Right now, the Baisley Pond Park Coalition seems poised to emerge as the one group to lead the park, as it’s an umbrella group featuring members of about two dozen organizations and offices. The Friends is a single group that used to be part of the Coalition, but recently withdrew.

Studying The Park

As local lovers of the park work out under what guise they do their work, an international organization that studies parks and produces reports about them — including recent work with Rufus King Park — has just finished a $35,000 study that identifies the park’s strengths and weaknesses, and suggests how the community can build upon them both.

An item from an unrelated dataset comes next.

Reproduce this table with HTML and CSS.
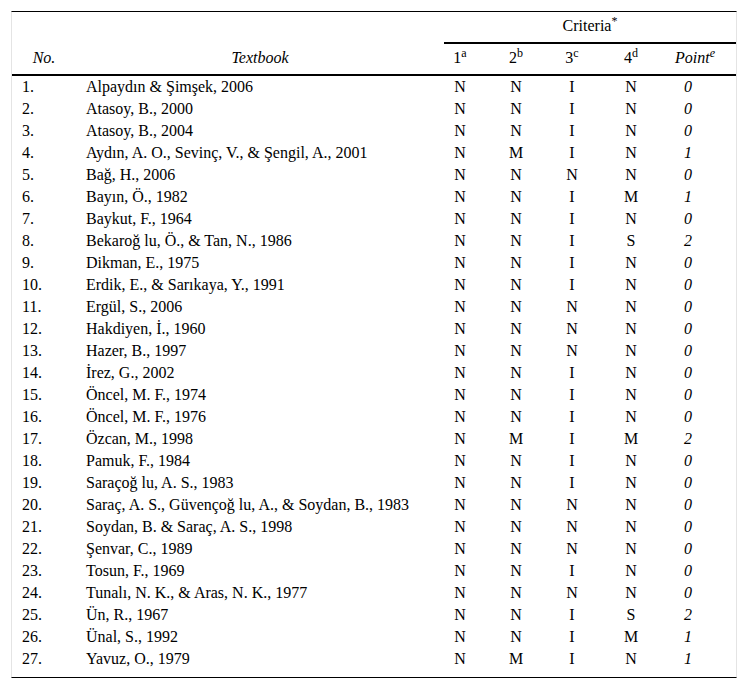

The J.M. Kaplan-funded study, conducted by Project for Public Spaces between the summer of 2001 and the end of last year, found that with some minor improvements, Baisley Pond Park and the area around it could become a kind of gold coast for Southeast Queens.

The two researchers working on the study found that there are three major needs for the park: the Parks Department must improve conditions there, more activities — especially water-related — have to be offered, and the neighboring community must take a more active role in the park.

The study found that the park’s landscaping could be better, that some paths are in disrepair and that the pond could be better-maintained and drained. It also found that poorly planned paths discourage walking to all the parts of the park.

Park neighbors at the presentation were excited about the study and its recommendations. They’ll be using a completed version of the report, published in March, to help gain the support of local elected officials and philanthropic groups that can put enough dollars into the park to make Baisley’s potential a reality.

“The things that PPS suggested won’t cost a lot of money,” Lucas said.  “There’s a lot of possibilities. It’s open. It’s free.”